All Turgenev’s novels have a topical reference. They are works which chronicle the ‘body and pressure of time’, meaning chiefly the evolution of Russian society and the Russian intelligentsia in its several epochs of the 1830s, 1840s and 1860s. Yet, though topical, they entirely lack that rumbustiousness, that sense of being written out of the noise and activity of their time, which is the pervasive sea-shell whisper in the novels of Charles Dickens; or in George Eliot’s Middlemarch, where her hortatory sermonizing, conjuring with manifold themes, presumptuousness towards her characters leave the impression that, through the window of the room where she writes and intermingling with her fiction, come the bustle and roar of a Victorian England which is for her more important than her representation of it; or in the work of Henry James, ever conscious of the noise outside, whose eloquence is of the slightly defensive kind which recognizes that an author’s voice must be tempered to the four walls of his novel’s setting. But the greatest of the nineteenth-century Russian novelists wrote out of the profundities of a silent country. In a real and literal sense Dostoyevsky wrote out of the nocturnal silence of St Petersburg, Tolstoy from the rural silence of Yasnaya Polyana and Turgenev from the summer quiet of Spasskoye. Their novels have the special, spell-binding absorption of voices speaking out of a natural stillness. None of Turgenev’s novels is more eloquent of such stillness than Home of the Gentry.
It is precisely such stillness that Lavretsky discovers when he returns finally to his ‘home’, the Vasilyevskoye that he preferred to the Lavriki of his boyhood (chapter XX):
And once again he began to listen to the silence, awaiting nothing – and yet at the same time endlessly expectant: the silence engulfed him on every side; the sun ran its course across the tranquil blue of the sky, and the clouds floated silently upon it; it seemed as if they knew why and where they were going. At that very time, in other places on the earth, life was seething, hurrying, roaring on its way; here the same life flowed by inaudibly, like water through marshy grass; and until evening Lavretsky could not tear himself away from contemplation of this receding, outflowing life; anguish for the past was melting in his soul like spring snow and – strangest of all! – never before had he felt so deep and strong a feeling for his country.
The boredom of such stillness will, he hopes, bring him to his senses and prepare him to ‘take up his task without hurry’. What awaits him, though, in his homeland is not such leisurely recovery but the exultation and heartbreak of his love for Liza.
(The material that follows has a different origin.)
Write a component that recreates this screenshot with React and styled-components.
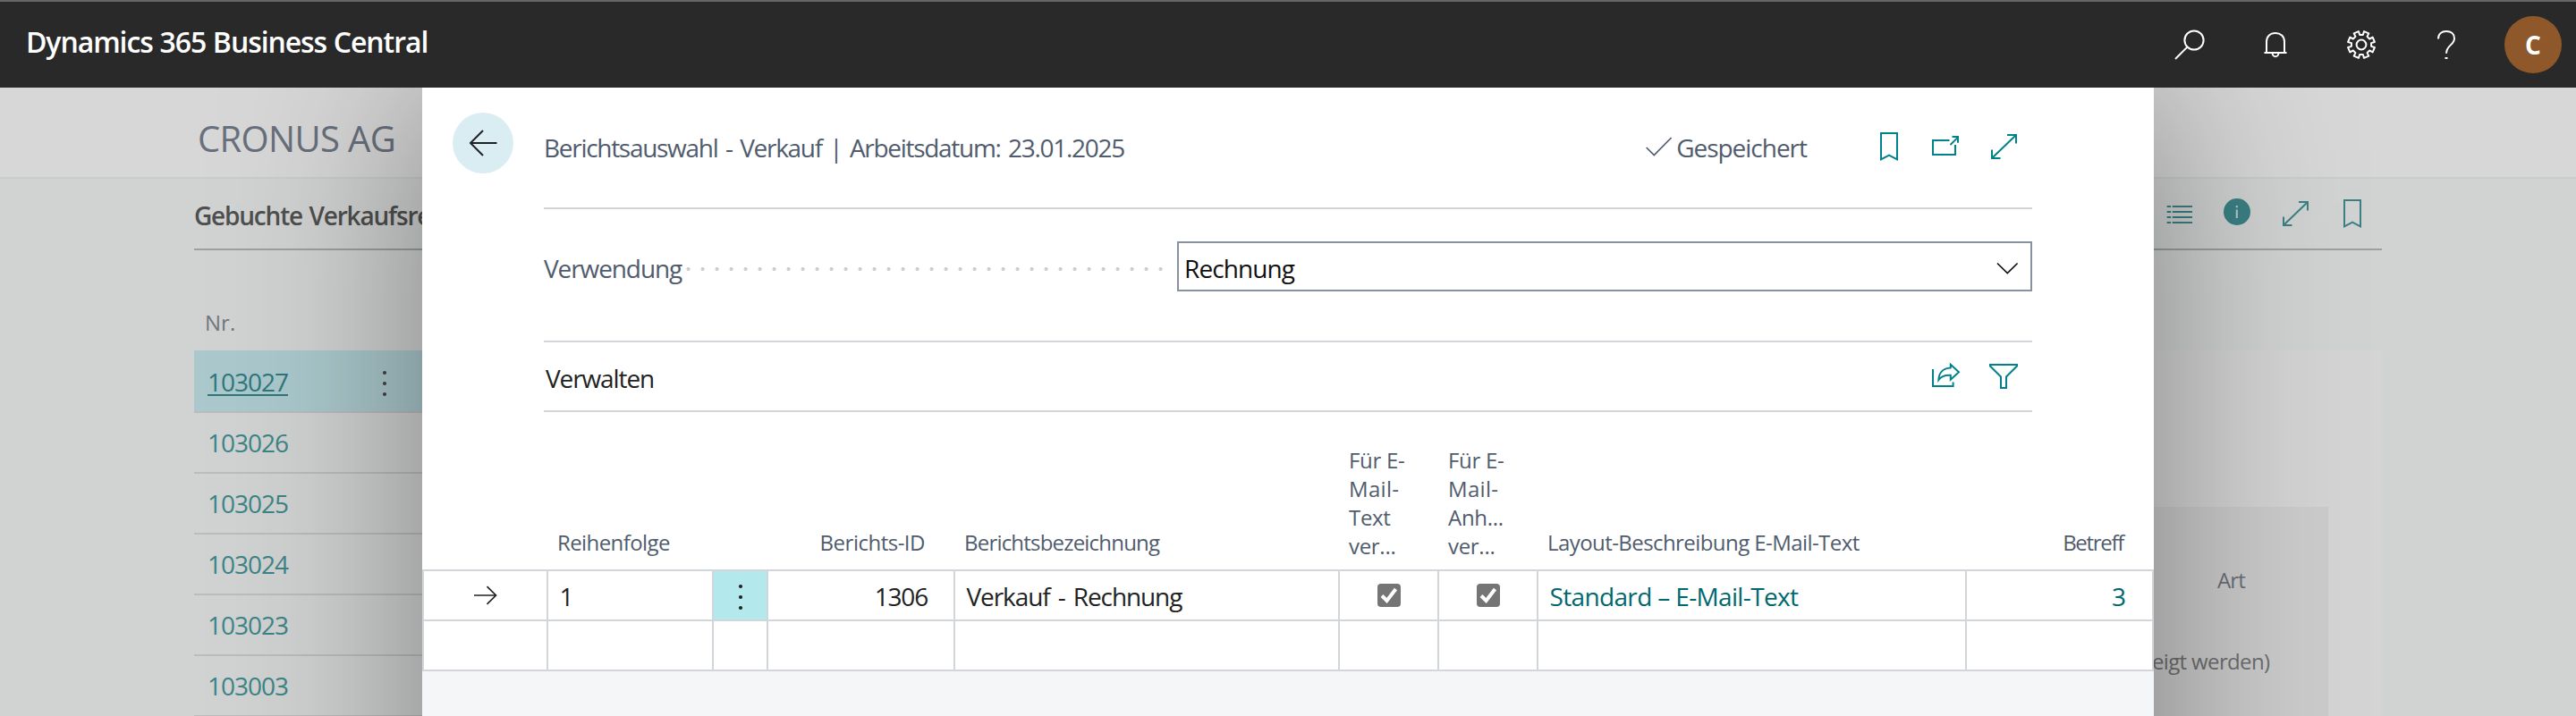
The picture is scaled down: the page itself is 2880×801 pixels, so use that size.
import React from 'react';
import styled, { createGlobalStyle, css } from 'styled-components';

const Global = createGlobalStyle`
  *, *::before, *::after { box-sizing: border-box; }
  html, body { margin: 0; padding: 0; }
  body {
    font-family: "Open Sans", "Noto Sans", sans-serif;
    font-size: 28px;
    line-height: 40px;
    background: #d1d3d2;
    overflow: hidden;
  }
`;

const Screen = styled.div`
  position: relative;
  display: flex;
  flex-direction: column;
  width: 2880px;
  height: 801px;
  overflow: hidden;
  background: #d1d3d2;
`;

const Label = styled.span`
  white-space: nowrap;
  letter-spacing: ${(p) => p.$spacing || 0}px;
  word-spacing: ${(p) => p.$word || 0}px;
`;

const Svg = styled.svg.attrs({ fill: 'none', stroke: 'currentColor' })`
  display: block;
  flex: none;
  overflow: visible;
  stroke-width: 2px;
`;

/* ---------- top bar ---------- */

const TopBar = styled.header`
  position: relative;
  z-index: 3;
  flex: none;
  display: flex;
  justify-content: space-between;
  height: 98px;
  border-top: 2px solid #666;
  background: #292929;
  color: #fff;
`;

const Product = styled.div`
  padding: 25px 0 0 29px;
  font-size: 32px;
  font-weight: 600;
`;

const TopActions = styled.div`
  display: flex;
`;

const TopAction = styled.div`
  display: flex;
  align-items: center;
  justify-content: center;
  width: 96px;
`;

const Avatar = styled.div`
  width: 64px;
  height: 64px;
  border-radius: 50%;
  background: #8e582b;
  text-align: center;
  font-size: 28px;
  font-weight: 700;
  line-height: 64px;
`;

/* ---------- page behind the dialog ---------- */

const CompanyBar = styled.div`
  flex: none;
  display: flex;
  align-items: center;
  height: 102px;
  padding: 13px 221px 0;
  border-bottom: 2px solid #cacccb;
  background: #d7d7d7;
  color: #68707c;
  font-size: 40px;
`;

const PageHead = styled.div`
  flex: none;
  display: flex;
  align-items: center;
  justify-content: space-between;
  height: 80px;
  margin: 0 217px;
  padding-right: 15px;
  border-bottom: 2px solid #9c9fa3;
  color: #4f4f4f;
  font-weight: 600;
`;

const PageTitle = styled.div`
  padding-top: 3px;
`;

const PageIcons = styled.div`
  display: flex;
  gap: 28.5px;
  color: #3a8084;
`;

const PageBody = styled.div`
  flex: 1;
  display: flex;
  justify-content: space-between;
  margin: 0 217px;
`;

const List = styled.div`
  width: 1700px;
`;

const ListHead = styled.div`
  height: 112px;
  padding: 61px 0 0 12px;
  color: #72777e;
  font-size: 24px;
`;

const ListRow = styled.div`
  display: flex;
  align-items: center;
  height: 68px;
  padding-left: 15px;
  border-bottom: 2px solid #bcbcbc;
  color: #3d8588;
  ${(p) => p.$active && css`
    height: 70px;
    padding-top: 2px;
    background: #abc9cd;
    color: #2f777b;
    text-decoration: underline;
    text-decoration-thickness: 2px;
    text-underline-offset: 3px;
  `}
`;

const RowMenu = styled.span`
  display: block;
  margin-left: 105px;
  color: #444;
`;

const FactBox = styled.aside`
  width: 460px;
  margin-top: 112px;
  padding: 175px 60px 0 0;
  background: #d4d4d4;
`;

const FactPart = styled.div`
  height: 300px;
  padding: 66px 0 0 203px;
  background: #cccccc;
  color: #6c6f77;
  font-size: 24px;
  line-height: 32px;
`;

const FactHeading = styled.div`
  padding-left: 73px;
`;

const FactNote = styled.div`
  margin-top: 59px;
  color: #6f6f6f;
`;

/* ---------- dialog ---------- */

const Dialog = styled.section`
  position: absolute;
  z-index: 2;
  top: 98px;
  left: 472px;
  width: 1936px;
  height: 1100px;
  background: #f5f6f8;
  box-shadow: 0 0 200px rgba(0, 0, 0, 0.4);
`;

const DialogUpper = styled.div`
  display: grid;
  grid-template-columns: 136px 1664px;
  background: #fff;
`;

const BackCell = styled.div`
  padding: 28px 0 0 34px;
`;

const BackButton = styled.div`
  display: flex;
  align-items: center;
  justify-content: center;
  width: 68px;
  height: 68px;
  border-radius: 50%;
  background: #daedf3;
  color: #222;
`;

const DialogMain = styled.div`
  display: flex;
  flex-direction: column;
`;

const TitleRow = styled.div`
  display: flex;
  justify-content: space-between;
  height: 136px;
  padding-top: 46px;
  border-bottom: 2px solid #d2d5d9;
  color: #505c6d;
`;

const TitleText = styled.div`
  padding-top: 1px;
`;

const TitleTools = styled.div`
  display: flex;
  align-items: center;
  height: 40px;
  padding-right: 14px;
`;

const Saved = styled.div`
  display: flex;
  align-items: center;
  height: 40px;
  padding-top: 1px;
  margin-right: 74px;
`;

const ToolIcons = styled.div`
  display: flex;
  gap: 28px;
  color: #00828a;
`;

const FieldRow = styled.div`
  display: flex;
  align-items: center;
  height: 56px;
  margin: 36px 0 55px;
`;

const FieldLabel = styled.div`
  width: 154px;
  padding-top: 3px;
  color: #505c6d;
`;

const Leader = styled.div`
  width: 544px;
  height: 16px;
  margin: 6px 10px 0 0;
  background: radial-gradient(circle at 7.6px 8px, #cbd0d6 1.8px, transparent 2.4px) 0 0 / 16px 16px repeat-x;
`;

const Select = styled.div`
  display: flex;
  align-items: center;
  justify-content: space-between;
  width: 956px;
  height: 56px;
  padding: 3px 14px 0 6px;
  border: 2px solid #8a919e;
  color: #111;
`;

const ActionRow = styled.div`
  display: flex;
  align-items: center;
  justify-content: space-between;
  height: 80px;
  padding: 0 14px 0 2px;
  border: solid #d2d5d9;
  border-width: 2px 0;
  color: #222;
`;

const ActionName = styled.div`
  padding-top: 3px;
`;

/* ---------- grid of lines ---------- */

const columns = '141px 185px 61px 209px 430px 111px 111px 479px 209px';

const GridHead = styled.div`
  display: grid;
  grid-template-columns: ${columns};
  align-items: end;
  height: 176px;
  background: #fff;
  color: #505c6d;
  font-size: 24px;
  line-height: 32px;
`;

const HeadCell = styled.div`
  padding: ${(p) => (p.$stacked ? '0 0 10px 10px' : '0 34px 14px 10px')};
  text-align: ${(p) => (p.$right ? 'right' : 'left')};
`;

const HeadLine = styled.div`
  white-space: nowrap;
`;

const GridBody = styled.div`
  border-top: 2px solid #d2d5d9;
`;

const GridRow = styled.div`
  display: grid;
  grid-template-columns: ${columns};
  height: 56px;
  border-bottom: 2px solid #d2d5d9;
  background: #fff;
`;

const cellPadding = {
  center: '0',
  'flex-end': '1px 29px 0 0',
  'flex-start': '1px 0 0 12.5px',
};

const Cell = styled.div`
  display: flex;
  align-items: center;
  justify-content: ${(p) => p.$align || 'flex-start'};
  padding: ${(p) => cellPadding[p.$align || 'flex-start']};
  border-right: 2px solid #d2d5d9;
  background: ${(p) => (p.$menu ? '#b3e9ec' : 'transparent')};
  color: ${(p) => (p.$link ? '#00686f' : '#222')};
  &:first-child { border-left: 2px solid #d2d5d9; }
`;

const CheckBox = styled.div`
  display: flex;
  align-items: center;
  justify-content: center;
  width: 26px;
  height: 26px;
  border-radius: 4px;
  background: #757575;
  color: #fff;
`;

/* ---------- icons ---------- */

const SearchIcon = () => (
  <Svg width="36" height="36" viewBox="0 0 36 36">
    <circle cx="23" cy="13" r="10.6" />
    <path d="M15.4 20.6 L2 34" />
  </Svg>
);

const BellIcon = () => (
  <Svg width="36" height="36" viewBox="0 0 36 36">
    <path d="M5.5 27 H30.5 M8 27 V14.5 C8 8.5 12.5 4.9 18 4.9 S28 8.5 28 14.5 V27" />
    <path d="M14.6 27.5 A3.4 3.8 0 0 0 21.4 27.5" />
  </Svg>
);

const GearIcon = () => {
  const pts = [];
  for (let i = 0; i < 8; i += 1) {
    [[-13, 11.2], [-11, 15.2], [11, 15.2], [13, 11.2]].forEach(([d, r]) => {
      const a = ((i * 45 + 22.5 + d) * Math.PI) / 180;
      pts.push(`${(18 + r * Math.sin(a)).toFixed(2)},${(18 - r * Math.cos(a)).toFixed(2)}`);
    });
  }
  return (
    <Svg width="36" height="36" viewBox="0 0 36 36">
      <polygon points={pts.join(' ')} strokeLinejoin="round" />
      <circle cx="18" cy="18" r="5.4" />
    </Svg>
  );
};

const HelpIcon = () => (
  <Svg width="36" height="36" viewBox="0 0 36 36">
    <path d="M8 11.5 C8 6 11.6 3 17 3 S26 6 26 11 C26 18.5 17 18.5 17 27.8" />
    <path d="M15.5 33 H18.5" />
  </Svg>
);

const ListIcon = () => (
  <Svg width="36" height="36" viewBox="0 0 36 36">
    <path d="M3.7 10 H8 M9.7 10 H32 M3.7 16 H8 M9.7 16 H32 M3.7 22 H8 M9.7 22 H32 M3.7 28 H8 M9.7 28 H32" />
  </Svg>
);

const InfoIcon = () => (
  <Svg width="36" height="36" viewBox="0 0 36 36">
    <circle cx="18" cy="16" r="15" fill="currentColor" stroke="none" />
    <path d="M17.8 13.5 V23 M17.8 9 V11.2" stroke="#b9cccc" />
  </Svg>
);

const ExpandIcon = () => (
  <Svg width="36" height="36" viewBox="0 0 36 36">
    <path d="M5 31 L32 5 M22 5 H32 V14.5 M5 21.5 V31 H14.5" />
  </Svg>
);

const BookmarkIcon = () => (
  <Svg width="36" height="36" viewBox="0 0 36 36">
    <path d="M9 3 H27 V32.3 L18 27.6 L9 32.3 Z" />
  </Svg>
);

const PopOutIcon = () => (
  <Svg width="36" height="36" viewBox="0 0 36 36">
    <path d="M21.5 11 H3 V27 H28 V16" />
    <path d="M22.5 16 L31 7.6 M24.5 7 H31 V13.8" />
  </Svg>
);

const ShareIcon = () => (
  <Svg width="36" height="36" viewBox="0 0 36 36">
    <path d="M3 10 V29 H25.6 V24.5" />
    <path d="M22.8 4.8 L32 13.2 L22.8 21.8 V16.8 C16.5 16.4 12 18.2 9.4 22 C9.6 14 14.5 8.8 22.8 8.4 Z" />
  </Svg>
);

const FilterIcon = () => (
  <Svg width="36" height="36" viewBox="0 0 36 36">
    <path d="M3 5 H33 V6.5 L21 18.5 V31 H15 V18.5 L3 6.5 Z" />
  </Svg>
);

const BackIcon = () => (
  <Svg width="32" height="32" viewBox="0 0 32 32">
    <path d="M16 2 L2 16 L16 30 M2 16 H31.5" />
  </Svg>
);

const ThinSvg = styled(Svg)`
  stroke-width: 1.7px;
`;

const RowArrow = () => (
  <ThinSvg width="26" height="22" viewBox="0 0 26 22">
    <path d="M0 11 H24.5 M14.5 1.2 L24.5 11 L14.5 20.8" />
  </ThinSvg>
);

const SavedIcon = () => (
  <ThinSvg width="34" height="36" viewBox="0 0 34 36">
    <path d="M0.7 18 L9.3 26.5 L28.6 7" />
  </ThinSvg>
);

const ChevronIcon = () => (
  <ThinSvg width="24" height="14" viewBox="0 0 24 14">
    <path d="M1 1.5 L12.3 12.5 L23.6 1.5" />
  </ThinSvg>
);

const DotsIcon = () => (
  <Svg width="6" height="30" viewBox="0 0 6 30">
    <g fill="currentColor" stroke="none">
      <circle cx="3" cy="5" r="2.1" />
      <circle cx="3" cy="17" r="2.1" />
      <circle cx="3" cy="29" r="2.1" />
    </g>
  </Svg>
);

const TickSvg = styled(Svg)`
  stroke-width: 4px;
`;

const TickIcon = () => (
  <TickSvg width="20" height="20" viewBox="0 0 20 20">
    <path d="M2 10.5 L7.5 16 L17.5 3" />
  </TickSvg>
);

/* ---------- data ---------- */

const invoices = ['103027', '103026', '103025', '103024', '103023', '103003'];

const headings = [
  { lines: [] },
  { lines: [['Reihenfolge', -0.59]] },
  { lines: [] },
  { lines: [['Berichts-ID', -0.5]], right: true },
  { lines: [['Berichtsbezeichnung', -0.8]] },
  { lines: [['Für E-', -0.3], ['Mail-', 0.3], ['Text', -0.3], ['ver...', -0.3]] },
  { lines: [['Für E-', -0.3], ['Mail-', 0.3], ['Anh...', -0.3], ['ver...', -0.3]] },
  { lines: [['Layout-Beschreibung E-Mail-Text', -0.57]] },
  { lines: [['Betreff', -1.3]], right: true },
];

export default function App() {
  return (
    <Screen>
      <Global />
      <TopBar>
        <Product><Label $spacing={-1.08} $word={0.5}>Dynamics 365 Business Central</Label></Product>
        <TopActions>
          <TopAction><SearchIcon /></TopAction>
          <TopAction><BellIcon /></TopAction>
          <TopAction><GearIcon /></TopAction>
          <TopAction><HelpIcon /></TopAction>
          <TopAction><Avatar>C</Avatar></TopAction>
        </TopActions>
      </TopBar>

      <CompanyBar><Label $spacing={-0.65}>CRONUS AG</Label></CompanyBar>
      <PageHead>
        <PageTitle><Label $spacing={-1.2} $word={1.5}>Gebuchte Verkaufsrechnungen</Label></PageTitle>
        <PageIcons>
          <ListIcon />
          <InfoIcon />
          <ExpandIcon />
          <BookmarkIcon />
        </PageIcons>
      </PageHead>
      <PageBody>
        <List>
          <ListHead>Nr.</ListHead>
          {invoices.map((no, i) => (
            <ListRow key={no} $active={i === 0}>
              <Label $spacing={-1.01}>{no}</Label>
              {i === 0 && <RowMenu><DotsIcon /></RowMenu>}
            </ListRow>
          ))}
        </List>
        <FactBox>
          <FactPart>
            <FactHeading><Label $spacing={-0.9}>Art</Label></FactHeading>
            <FactNote><Label $spacing={-0.65}>eigt werden)</Label></FactNote>
          </FactPart>
        </FactBox>
      </PageBody>

      <Dialog>
        <DialogUpper>
          <BackCell><BackButton><BackIcon /></BackButton></BackCell>
          <DialogMain>
            <TitleRow>
              <TitleText>
                <Label $spacing={-1.29} $word={2.5}>Berichtsauswahl - Verkauf | Arbeitsdatum: 23.01.2025</Label>
              </TitleText>
              <TitleTools>
                <Saved><SavedIcon /><Label $spacing={-1.02}>Gespeichert</Label></Saved>
                <ToolIcons>
                  <BookmarkIcon />
                  <PopOutIcon />
                  <ExpandIcon />
                </ToolIcons>
              </TitleTools>
            </TitleRow>
            <FieldRow>
              <FieldLabel><Label $spacing={-1.1}>Verwendung</Label></FieldLabel>
              <Leader />
              <Select><Label $spacing={-0.9}>Rechnung</Label><ChevronIcon /></Select>
            </FieldRow>
            <ActionRow>
              <ActionName><Label $spacing={-1.11}>Verwalten</Label></ActionName>
              <ToolIcons>
                <ShareIcon />
                <FilterIcon />
              </ToolIcons>
            </ActionRow>
          </DialogMain>
        </DialogUpper>

        <GridHead>
          {headings.map((h, i) => (
            <HeadCell key={i} $right={h.right} $stacked={h.lines.length > 1}>
              {h.lines.map(([text, spacing]) => (
                <HeadLine key={text}><Label $spacing={spacing}>{text}</Label></HeadLine>
              ))}
            </HeadCell>
          ))}
        </GridHead>
        <GridBody>
          <GridRow>
            <Cell $align="center"><RowArrow /></Cell>
            <Cell>1</Cell>
            <Cell $align="center" $menu><DotsIcon /></Cell>
            <Cell $align="flex-end"><Label $spacing={-1.18}>1306</Label></Cell>
            <Cell><Label $spacing={-1.1} $word={3}>Verkauf - Rechnung</Label></Cell>
            <Cell $align="center"><CheckBox><TickIcon /></CheckBox></Cell>
            <Cell $align="center"><CheckBox><TickIcon /></CheckBox></Cell>
            <Cell $link><Label $spacing={-0.65}>Standard – E-Mail-Text</Label></Cell>
            <Cell $align="flex-end" $link>3</Cell>
          </GridRow>
          <GridRow>
            {headings.map((h, i) => <Cell key={i} />)}
          </GridRow>
        </GridBody>
      </Dialog>
    </Screen>
  );
}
This experience is suggested to us as much in terms of sound as explicitly in terms of Lavretsky’s emotions. The novel is a Prospero’s isle in which the silence of Lavretsky’s homecoming is broken by the music of Liza’s presence. Lemm’s music, in which he invokes the stars (chapter XXII), is the accompaniment to the first stage in this process, interwoven as it is with Mikhalevich’s visit; but Lemm’s romance, like his cantata, ‘had striven to express something passionate and profound, but nothing had come of it’ and it is only through a vicarious sense of the passion and profundity of Lavretsky’s feeling that he is able to achieve his masterpiece and thereby orchestrate Lavretsky’s exultant love at the end of chapter XXXIV. This is the moment of climax in the novel when Lavretsky triumphs both ideologically and personally in his defeat of Panshin and his winning of Liza’s heart.